México en la trama
Hasta la caída del Muro de Berlín, la trama mundial consistía básicamente en dos grandes telarañas, la liderada por Estados Unidos y la liderada por la Unión Soviética. Los países aliados de una u otra potencia eran de tres tipos: iguales, emergentes o dependientes. México, aliado permanente de Estados Unidos, oscilaba entre los países dependientes y los emergentes.
En la década de los noventa, la Unión Soviética se desintegró, y la antigua Rusia migró de nuevo a un sistema capitalista. Ante la posibilidad de que ahora existiera un solo eje, Estados Unidos, se fortaleció la Unión Europea, a la cual se fueron integrando antiguos satélites soviéticos, sobre todo en la Europa del Este y los Balcanes. No obstante, como herencia de la Segunda Guerra Mundial, la vinculación de Europa con Estados Unidos seguía siendo muy intensa, tanto como para tener que apostarle a una guerra directa en los Balcanes y luego a una indirecta con Rusia, pese a la guerra comercial que Norteamérica ya le hacía a la propia Unión Europea.
México había incrementado su relación con Estados Unidos durante el gobierno de Carlos Salinas, entonces robustecida por la firma del TLC y el ingreso de nuestro país en una economía de mercado neoliberal que hizo crecer notablemente la macroeconomía nacional a la par que la pobreza, el estancamiento salarial y la pérdida de poder adquisitivo de la gente, todo lo cual se resolvería cuando la riqueza concentrada en pocas, muy pocas manos, se derramara finalmente sobre la base social, lo cual jamás ha ocurrido, haciendo más tensas las condiciones de vida y más frágil la posibilidad de subsistencia.
A la gran población cada vez más empobrecida le quedaron tres opciones: migrar a Estados Unidos, incorporarse a las filas de una delincuencia que pagaba bien y sin trámites, tampoco sin garantía alguna.

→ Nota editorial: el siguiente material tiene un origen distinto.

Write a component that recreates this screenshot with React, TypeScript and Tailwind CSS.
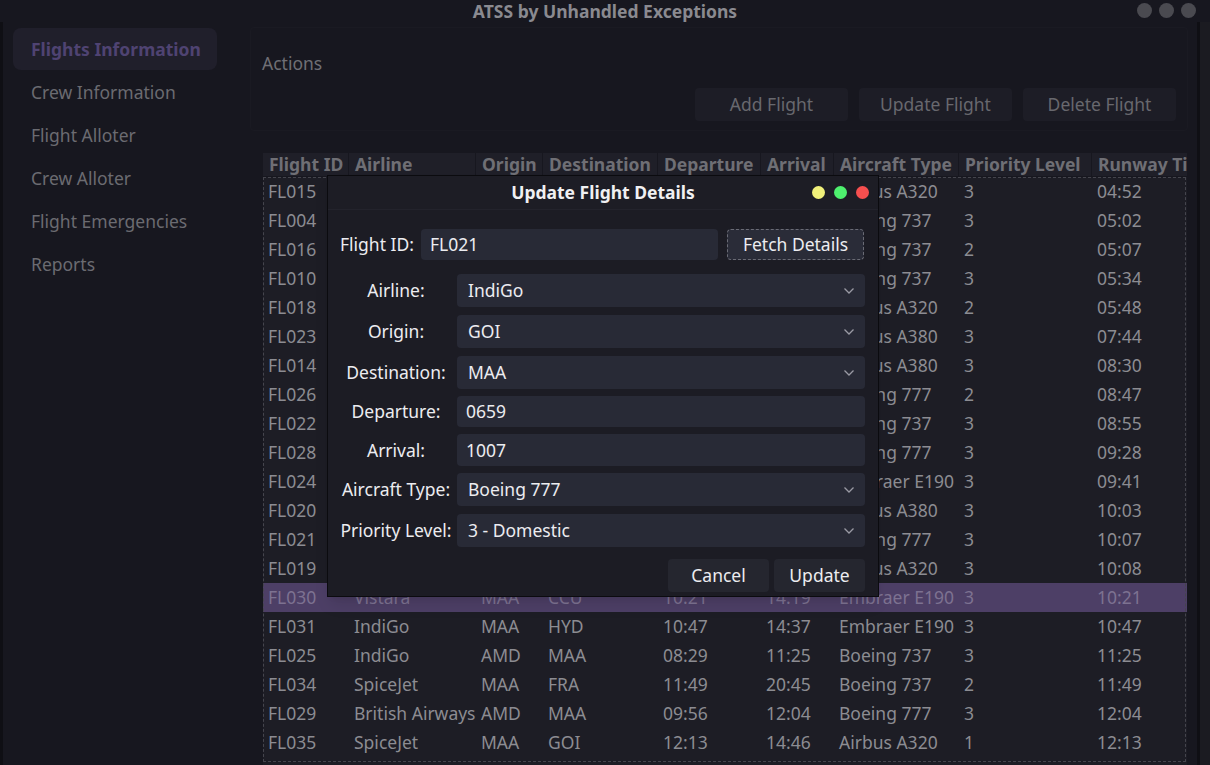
import React from 'react';

type Row = [string, string, string, string, string, string, string, string, string];

const ROWS: Row[] = [
  ['FL015', 'Air India', 'DEL', 'BOM', '04:52', '07:05', 'Airbus A320', '3', '04:52'],
  ['FL004', 'IndiGo', 'BLR', 'DEL', '05:02', '07:48', 'Boeing 737', '3', '05:02'],
  ['FL016', 'SpiceJet', 'HYD', 'BOM', '05:07', '06:35', 'Boeing 737', '2', '05:07'],
  ['FL010', 'Vistara', 'DEL', 'CCU', '05:34', '07:50', 'Boeing 737', '3', '05:34'],
  ['FL018', 'IndiGo', 'MAA', 'BLR', '05:48', '06:50', 'Airbus A320', '2', '05:48'],
  ['FL023', 'Emirates', 'BOM', 'DXB', '07:44', '09:40', 'Airbus A380', '3', '07:44'],
  ['FL014', 'Emirates', 'DEL', 'DXB', '08:30', '10:45', 'Airbus A380', '3', '08:30'],
  ['FL026', 'Air India', 'BOM', 'LHR', '08:47', '17:20', 'Boeing 777', '2', '08:47'],
  ['FL022', 'IndiGo', 'GOI', 'BLR', '08:55', '10:05', 'Boeing 737', '3', '08:55'],
  ['FL028', 'Air India', 'DEL', 'MAA', '09:28', '12:10', 'Boeing 777', '3', '09:28'],
  ['FL024', 'Vistara', 'CCU', 'HYD', '09:41', '11:55', 'Embraer E190', '3', '09:41'],
  ['FL020', 'Emirates', 'MAA', 'DXB', '10:03', '13:05', 'Airbus A380', '3', '10:03'],
  ['FL021', 'IndiGo', 'GOI', 'MAA', '06:59', '10:07', 'Boeing 777', '3', '10:07'],
  ['FL019', 'SpiceJet', 'BLR', 'AMD', '10:08', '12:20', 'Airbus A320', '3', '10:08'],
  ['FL030', 'Vistara', 'MAA', 'CCU', '10:21', '14:19', 'Embraer E190', '3', '10:21'],
  ['FL031', 'IndiGo', 'MAA', 'HYD', '10:47', '14:37', 'Embraer E190', '3', '10:47'],
  ['FL025', 'IndiGo', 'AMD', 'MAA', '08:29', '11:25', 'Boeing 737', '3', '11:25'],
  ['FL034', 'SpiceJet', 'MAA', 'FRA', '11:49', '20:45', 'Boeing 737', '2', '11:49'],
  ['FL029', 'British Airways', 'AMD', 'MAA', '09:56', '12:04', 'Boeing 777', '3', '12:04'],
  ['FL035', 'SpiceJet', 'MAA', 'GOI', '12:13', '14:46', 'Airbus A320', '1', '12:13'],
];

const COLUMNS: [string, string][] = [
  ['Flight ID', 'w-[86px]'],
  ['Airline', 'w-[127px]'],
  ['Origin', 'w-[67px]'],
  ['Destination', 'w-[115px]'],
  ['Departure', 'w-[103px]'],
  ['Arrival', 'w-[73px]'],
  ['Aircraft Type', 'w-[125px]'],
  ['Priority Level', 'w-[133px]'],
  ['Runway Time', 'w-[120px]'],
];

const NAV = ['Flights Information', 'Crew Information', 'Flight Alloter', 'Crew Alloter', 'Flight Emergencies', 'Reports'];

const Chevron = () => (
  <svg width="12" height="8" viewBox="0 0 12 8" fill="none">
    <polyline points="1.5,1.5 6,6 10.5,1.5" stroke="#9a9aa4" strokeWidth="1.3" />
  </svg>
);

const Select = ({ value }: { value: string }) => (
  <div className="flex-1 h-[33px] rounded bg-[#282a36] flex items-center justify-between pl-[11px] pr-[10px] text-[#ececf0]">
    <span>{value}</span>
    <Chevron />
  </div>
);

const Input = ({ value, className = '' }: { value: string; className?: string }) => (
  <div className={`rounded bg-[#282a36] flex items-center pl-[9px] text-[#ececf0] ${className}`}>{value}</div>
);

const FormRow = ({ label, children }: { label: string; children: React.ReactNode }) => (
  <div className="flex items-center gap-[5px]">
    <div className="w-[112px] text-center text-[#ececf0] whitespace-nowrap">{label}</div>
    {children}
  </div>
);

const App: React.FC = () => {
  return (
    <div className="w-[1210px] h-[765px] overflow-hidden bg-[#17171f] font-['Noto_Sans',sans-serif] text-[17.5px] relative flex flex-col">
      {/* title bar */}
      <div className="h-[22px] flex items-center relative shrink-0">
        <div className="flex-1 text-center font-bold text-[#8a8a90] leading-[20px]">ATSS by Unhandled Exceptions</div>
        <div className="absolute right-[14px] top-[3px] flex gap-[7px]">
          <span className="w-[15px] h-[15px] rounded-full bg-[#4a4a50]" />
          <span className="w-[15px] h-[15px] rounded-full bg-[#4a4a50]" />
          <span className="w-[15px] h-[15px] rounded-full bg-[#4a4a50]" />
        </div>
      </div>

      <div className="flex flex-1 min-h-0">
        {/* sidebar */}
        <div className="w-[240px] shrink-0 border-l-[3px] border-[#0f0f14] pl-[10px] pr-[23px] pt-[6px] flex flex-col">
          {NAV.map((item, i) => (
            <div key={item} className="h-[43px] flex items-start">
              <div
                className={`w-full h-[42px] flex items-center pl-[18px] rounded-lg whitespace-nowrap ${
                  i === 0 ? 'bg-[#201f2b] text-[#4f4372] font-bold' : 'text-[#6b6b71]'
                }`}
              >
                {item}
              </div>
            </div>
          ))}
        </div>

        {/* main */}
        <div className="flex-1 flex flex-col min-w-0">
          <div className="mt-[5px] ml-[10px] mr-[9px] h-[104px] border border-[#1a1a22] rounded-sm flex flex-col px-[11px]">
            <div className="mt-[27px] text-[#6f6f75] leading-none">Actions</div>
            <div className="mt-[15px] flex justify-end gap-[11px]">
              {['Add Flight', 'Update Flight', 'Delete Flight'].map(b => (
                <div key={b} className="w-[153px] h-[33px] rounded bg-[#1d1d26] flex items-center justify-center text-[#68686e]">
                  {b}
                </div>
              ))}
            </div>
          </div>

          <div className="ml-[23px] mt-[22px] w-[924px] flex-1 overflow-hidden bg-[#1d1d25] flex flex-col">
            <div className="h-[24px] flex shrink-0 bg-[#1f1f28] border-b border-[#17171f]">
              {COLUMNS.map(([name, w]) => (
                <div key={name} className={`${w} shrink-0 pl-[6px] flex items-center font-bold text-[#6f6f75] border-r border-[#17171f] whitespace-nowrap overflow-hidden`}>
                  {name}
                </div>
              ))}
            </div>
            <div className="relative flex-1">
              <div className="pointer-events-none absolute left-0 top-0 w-[923px] h-[585px] border border-dashed border-[#45454d]" />
              {ROWS.map(r => {
                const sel = r[0] === 'FL030';
                return (
                  <div key={r[0]} className={`h-[29px] flex items-center ${sel ? 'bg-[#4d3f66] text-[#7d7291]' : 'text-[#8c8c92]'}`}>
                    {r.map((c, ci) => (
                      <div key={ci} className={`${COLUMNS[ci][1]} shrink-0 pl-[5px] whitespace-nowrap overflow-hidden`}>
                        {c}
                      </div>
                    ))}
                  </div>
                );
              })}
            </div>
          </div>
        </div>

        {/* right strip */}
        <div className="w-[13px] shrink-0 border-l-[3px] border-[#0f0f14] bg-[#1b1b21]" />
      </div>

      {/* modal dialog */}
      <div className="absolute left-[327px] top-[175px] w-[552px] h-[422px] bg-[#1c1c24] border border-[#0b0b0f] shadow-lg flex flex-col">
        <div className="h-[34px] shrink-0 relative flex items-center justify-center border-b border-[#23232c] bg-[#1d1d25]">
          <span className="font-bold text-[#f0f0f2]">Update Flight Details</span>
          <div className="absolute right-[9px] top-[10px] flex gap-[9px]">
            <span className="w-[13px] h-[13px] rounded-full bg-[#f0f07a]" />
            <span className="w-[13px] h-[13px] rounded-full bg-[#4ef06e]" />
            <span className="w-[13px] h-[13px] rounded-full bg-[#f64f4f]" />
          </div>
        </div>

        <div className="flex flex-col pl-[12px] pr-[13px] pt-[19px]">
          <div className="flex items-center">
            <span className="text-[#ececf0] w-[81px] whitespace-nowrap">Flight ID:</span>
            <Input value="FL021" className="w-[297px] h-[31px]" />
            <div className="ml-[9px] w-[137px] h-[31px] rounded-sm bg-[#2a2c38] border border-dashed border-[#6a6b75] flex items-center justify-center text-[#ececf0]">
              Fetch Details
            </div>
          </div>

          <div className="mt-[14px] flex flex-col gap-[8px]">
            <FormRow label="Airline:"><Select value="IndiGo" /></FormRow>
            <FormRow label="Origin:"><Select value="GOI" /></FormRow>
            <FormRow label="Destination:"><Select value="MAA" /></FormRow>
          </div>
          <div className="mt-[7px] flex flex-col gap-[7px]">
            <FormRow label="Departure:"><Input value="0659" className="flex-1 h-[31px]" /></FormRow>
            <FormRow label="Arrival:"><Input value="1007" className="flex-1 h-[32px]" /></FormRow>
          </div>
          <div className="mt-[7px] flex flex-col gap-[8px]">
            <FormRow label="Aircraft Type:"><Select value="Boeing 777" /></FormRow>
            <FormRow label="Priority Level:"><Select value="3 - Domestic" /></FormRow>
          </div>

          <div className="mt-[12px] flex justify-end gap-[5px]">
            <div className="w-[101px] h-[33px] rounded bg-[#25262f] flex items-center justify-center text-[#ececf0]">Cancel</div>
            <div className="w-[91px] h-[33px] rounded bg-[#25262f] flex items-center justify-center text-[#ececf0]">Update</div>
          </div>
        </div>
      </div>
    </div>
  );
};

export default App;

Particularmente durante el gobierno de Fox, la delincuencia se desató, se reorganizó y se diversificó a partir del fenómeno de los Zetas, que hoy día son ya casi una leyenda.
La tercera opción era resignarse a una vida miserable, de trabajo constante, a veces en jornadas dobles, por un salario ridículo que apenas ajustaba para sobrevivir, pero ya no para progresar, habitando en colonias privadas de servicios elementales o con ellos, pero todo el tiempo escasos y deficientes, con el riesgo constante de sublevaciones focalizadas, ubicuas, directas o indirectas, como serían los frecuentes actos de pillaje o rapiña a la más mínima falla de un orden público cada vez más ausente.
Las grandes instituciones financieras recomendaban a los gobiernos neoliberales la importancia de equipar, aumentar y reorganizar a sus fuerzas armadas como el mejor antídoto frente a la inestabilidad social que propiciaba el deterioro económico.
En contraparte, los pocos, pero grandes beneficiarios de la economía neoliberal podían migrar a Estados Unidos o a Europa, mantenidos por los negocios que aquí regenteaban, o por lo menos, educar allá a sus hijos. La tentación de ahondar en su élite fue invencible para las nuevas generaciones, de ostentarla por todas partes y de todas las maneras posibles, en un mundo mediático que parecía haber sido hecho solo para ellos. Para estas nuevas generaciones, la enorme y doliente base social sobre la que ellos brillaban, era invisible, inexistente, muda, en el mejor de los casos, una especie de mal necesario, si no, ¿de dónde saldrían nuestros choferes, jardineros, cocineras, lavanderas, meseros, guaruras, obreros y demás? México necesitaba un cambio de sistema, pero no era fácil.